A côté de ces instruments internationaux qui ont un effet direct, il y a ceux qui ont un effet indirect (ne peuvent pas être utilisés devant les juridictions nationales par un justiciable privé).

Ex : principe dans l’ORGANISATION MONDIALE DU COMMERCE de non-discrimination. Les Etats s’engagent à ouvrir leurs frontières, dans certaines conditions, aux produits étrangers. Ils s’engagent à abaisser ainsi leurs droits de douane. Ex : affaire du roquefort qui ne peut plus pénétrer aux USA car la CE a refusé l’entrée sur son territoire du poulet US à l’eau de javel (contraires aux règles sanitaires européennes). Toutes ces interdictions prises par les Etats vont à l’encontre du principe de non-discrimination et de libre circulation des marchandises. Le fabricant de roquefort va donc se trouver directement concerné par ces règles (même si c’est un privé).

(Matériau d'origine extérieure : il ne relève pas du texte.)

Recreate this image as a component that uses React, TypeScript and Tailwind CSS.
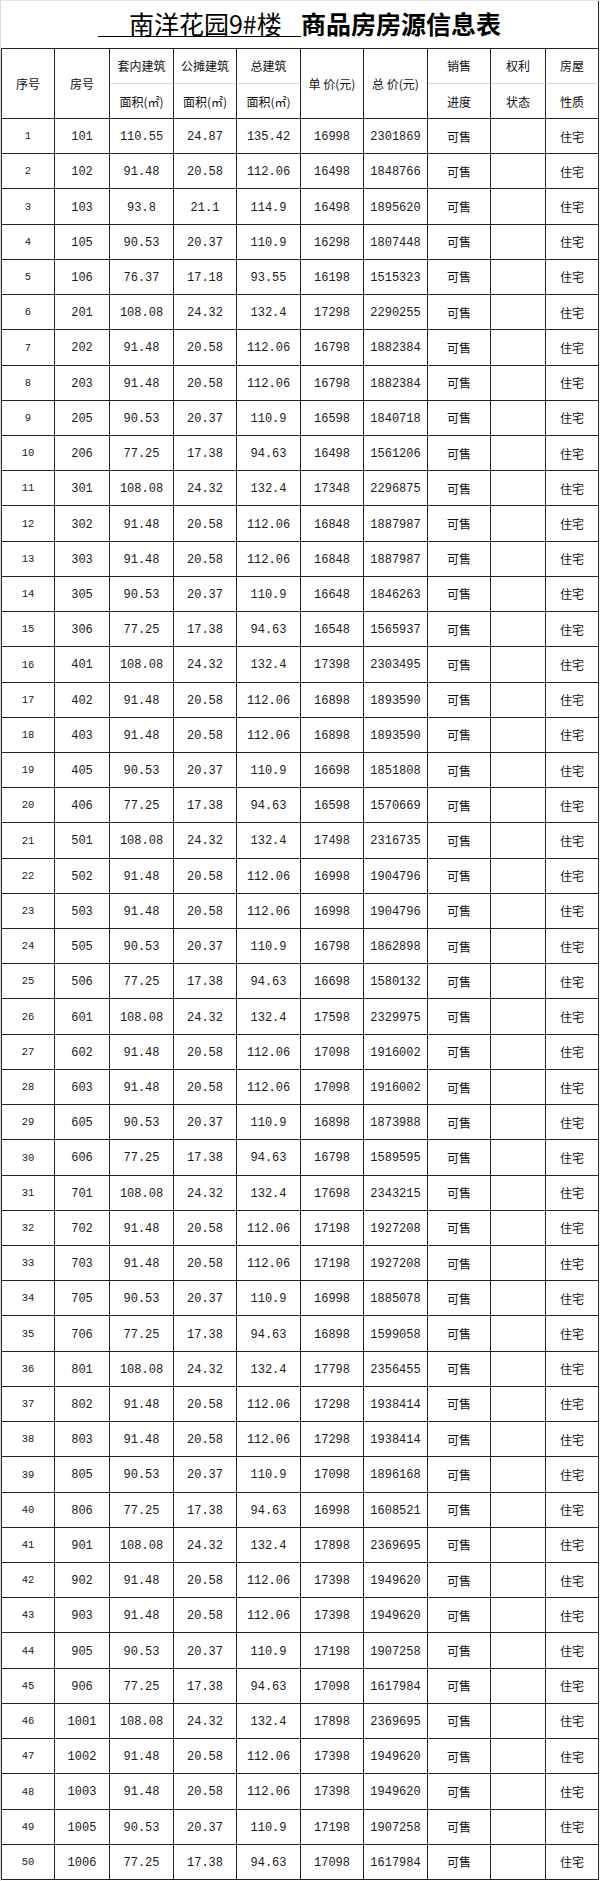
import React from "react";

type Row = [number, string, string, string, string, string, string];

const rows: Row[] = [
  [1, "101", "110.55", "24.87", "135.42", "16998", "2301869"],
  [2, "102", "91.48", "20.58", "112.06", "16498", "1848766"],
  [3, "103", "93.8", "21.1", "114.9", "16498", "1895620"],
  [4, "105", "90.53", "20.37", "110.9", "16298", "1807448"],
  [5, "106", "76.37", "17.18", "93.55", "16198", "1515323"],
  [6, "201", "108.08", "24.32", "132.4", "17298", "2290255"],
  [7, "202", "91.48", "20.58", "112.06", "16798", "1882384"],
  [8, "203", "91.48", "20.58", "112.06", "16798", "1882384"],
  [9, "205", "90.53", "20.37", "110.9", "16598", "1840718"],
  [10, "206", "77.25", "17.38", "94.63", "16498", "1561206"],
  [11, "301", "108.08", "24.32", "132.4", "17348", "2296875"],
  [12, "302", "91.48", "20.58", "112.06", "16848", "1887987"],
  [13, "303", "91.48", "20.58", "112.06", "16848", "1887987"],
  [14, "305", "90.53", "20.37", "110.9", "16648", "1846263"],
  [15, "306", "77.25", "17.38", "94.63", "16548", "1565937"],
  [16, "401", "108.08", "24.32", "132.4", "17398", "2303495"],
  [17, "402", "91.48", "20.58", "112.06", "16898", "1893590"],
  [18, "403", "91.48", "20.58", "112.06", "16898", "1893590"],
  [19, "405", "90.53", "20.37", "110.9", "16698", "1851808"],
  [20, "406", "77.25", "17.38", "94.63", "16598", "1570669"],
  [21, "501", "108.08", "24.32", "132.4", "17498", "2316735"],
  [22, "502", "91.48", "20.58", "112.06", "16998", "1904796"],
  [23, "503", "91.48", "20.58", "112.06", "16998", "1904796"],
  [24, "505", "90.53", "20.37", "110.9", "16798", "1862898"],
  [25, "506", "77.25", "17.38", "94.63", "16698", "1580132"],
  [26, "601", "108.08", "24.32", "132.4", "17598", "2329975"],
  [27, "602", "91.48", "20.58", "112.06", "17098", "1916002"],
  [28, "603", "91.48", "20.58", "112.06", "17098", "1916002"],
  [29, "605", "90.53", "20.37", "110.9", "16898", "1873988"],
  [30, "606", "77.25", "17.38", "94.63", "16798", "1589595"],
  [31, "701", "108.08", "24.32", "132.4", "17698", "2343215"],
  [32, "702", "91.48", "20.58", "112.06", "17198", "1927208"],
  [33, "703", "91.48", "20.58", "112.06", "17198", "1927208"],
  [34, "705", "90.53", "20.37", "110.9", "16998", "1885078"],
  [35, "706", "77.25", "17.38", "94.63", "16898", "1599058"],
  [36, "801", "108.08", "24.32", "132.4", "17798", "2356455"],
  [37, "802", "91.48", "20.58", "112.06", "17298", "1938414"],
  [38, "803", "91.48", "20.58", "112.06", "17298", "1938414"],
  [39, "805", "90.53", "20.37", "110.9", "17098", "1896168"],
  [40, "806", "77.25", "17.38", "94.63", "16998", "1608521"],
  [41, "901", "108.08", "24.32", "132.4", "17898", "2369695"],
  [42, "902", "91.48", "20.58", "112.06", "17398", "1949620"],
  [43, "903", "91.48", "20.58", "112.06", "17398", "1949620"],
  [44, "905", "90.53", "20.37", "110.9", "17198", "1907258"],
  [45, "906", "77.25", "17.38", "94.63", "17098", "1617984"],
  [46, "1001", "108.08", "24.32", "132.4", "17898", "2369695"],
  [47, "1002", "91.48", "20.58", "112.06", "17398", "1949620"],
  [48, "1003", "91.48", "20.58", "112.06", "17398", "1949620"],
  [49, "1005", "90.53", "20.37", "110.9", "17198", "1907258"],
  [50, "1006", "77.25", "17.38", "94.63", "17098", "1617984"],
];

const cell = "flex items-center justify-center border-r border-b border-[#262626]";
const cjk = "font-['Noto_Sans_CJK_SC',sans-serif] text-[12px] text-[#111]";
const mono = "font-['Liberation_Mono',monospace] text-[12px] text-[#1a1a1a]";
const headLight = "flex items-end justify-center pb-[8px] border-r border-b border-r-[#262626] border-b-[#d6d6e8]";
const headLow = "flex items-start justify-center pt-[9px] border-r border-b border-[#262626]";

export default function App() {
  return (
    <div className="w-[600px] h-[1881px] bg-white border-l border-l-[#d3d9e6] border-t border-t-[#e3e7ef]">
      <div className="h-[47px] w-[598px] border-r border-[#262626] flex justify-center items-start pt-[9px] font-['Noto_Sans_CJK_SC',sans-serif] text-[25px] text-black">
        <span className="inline-block w-[203px] h-[27px] leading-[26px] border-b border-black pl-[31px] whitespace-nowrap">
          南洋花园9#楼
        </span>
        <span className="inline-block leading-[26px] font-bold whitespace-nowrap">商品房房源信息表</span>
      </div>
      <div className="grid w-[598px] border-l border-t border-[#262626] grid-cols-[53px_55px_64px_63px_64px_63px_64px_63px_55px_53px] grid-rows-[35px_35px_repeat(50,35.22px)]">
        <div className={`${cell} row-span-2 ${cjk}`}>序号</div>
        <div className={`${cell} row-span-2 ${cjk}`}>房号</div>
        <div className={`${headLight} ${cjk}`}>套内建筑</div>
        <div className={`${headLight} ${cjk}`}>公摊建筑</div>
        <div className={`${headLight} ${cjk}`}>总建筑</div>
        <div className={`${cell} row-span-2 ${cjk} whitespace-pre`}>单 价(元)</div>
        <div className={`${cell} row-span-2 ${cjk} whitespace-pre`}>总 价(元)</div>
        <div className={`${headLight} ${cjk}`}>销售</div>
        <div className={`${headLight} ${cjk}`}>权利</div>
        <div className={`${headLight} ${cjk}`}>房屋</div>
        <div className={`${headLow} ${cjk}`}>面积(㎡)</div>
        <div className={`${headLow} ${cjk}`}>面积(㎡)</div>
        <div className={`${headLow} ${cjk}`}>面积(㎡)</div>
        <div className={`${headLow} ${cjk}`}>进度</div>
        <div className={`${headLow} ${cjk}`}>状态</div>
        <div className={`${headLow} ${cjk}`}>性质</div>
        {rows.map((r) => (
          <React.Fragment key={r[0]}>
            <div className={`${cell} pt-[2px] font-['Liberation_Mono',monospace] text-[10.5px] text-[#1a1a1a]`}>{r[0]}</div>
            <div className={`${cell} pt-[2px] ${mono}`}>{r[1]}</div>
            <div className={`${cell} pt-[2px] ${mono}`}>{r[2]}</div>
            <div className={`${cell} pt-[2px] ${mono}`}>{r[3]}</div>
            <div className={`${cell} pt-[2px] ${mono}`}>{r[4]}</div>
            <div className={`${cell} pt-[2px] ${mono}`}>{r[5]}</div>
            <div className={`${cell} pt-[2px] ${mono}`}>{r[6]}</div>
            <div className={`${cell} pt-[1px] ${cjk}`}>可售</div>
            <div className={cell}></div>
            <div className={`${cell} pt-[1px] ${cjk}`}>住宅</div>
          </React.Fragment>
        ))}
      </div>
    </div>
  );
}
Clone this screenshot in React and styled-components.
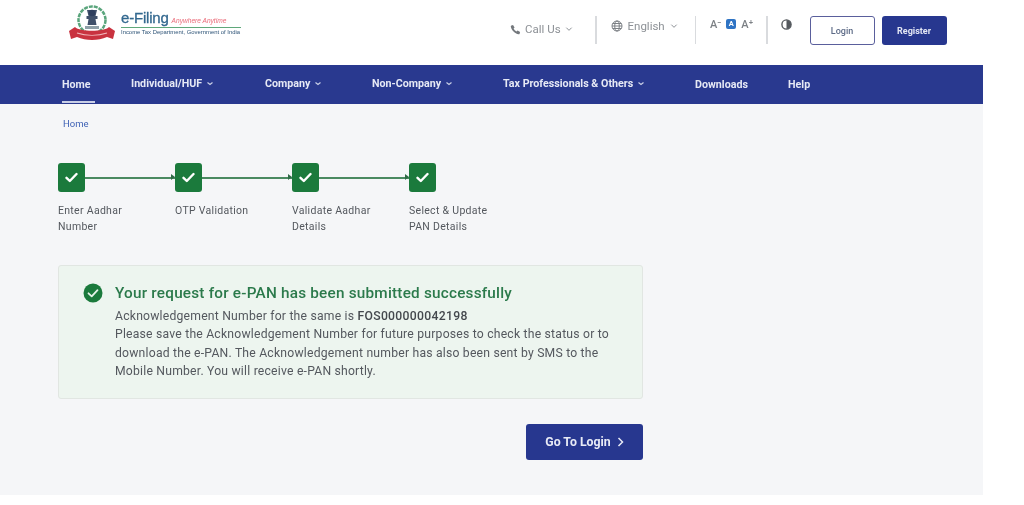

Ex : les règles de l’organisation mondiale du commerce (ORGANISATION MONDIALE DU COMMERCE). Les accords visent les Etats qui s’engagent à mettre en conformité leur système juridique avec les principes contenus dans ces accords. Un Etat qui ne mettrait pas son droit en conformité, serait susceptible d’être assigné par un autre Etat (et non un justiciable privé) mais ces règles auront tout de même une incidence dans les relations internationales.

Remarque : au sein de l’ORGANISATION MONDIALE DU COMMERCE existe un organe qui a pour objet de trancher les litiges qui surviendraient à l’occasion de l’application des règles issues des Accords mais ces conflits ne peuvent apparaitre qu’entre Etats.

En France, les conventions internationales ont valeur supra-législative (hiérarchie dans le bloc de constitutionnalité[1][2]).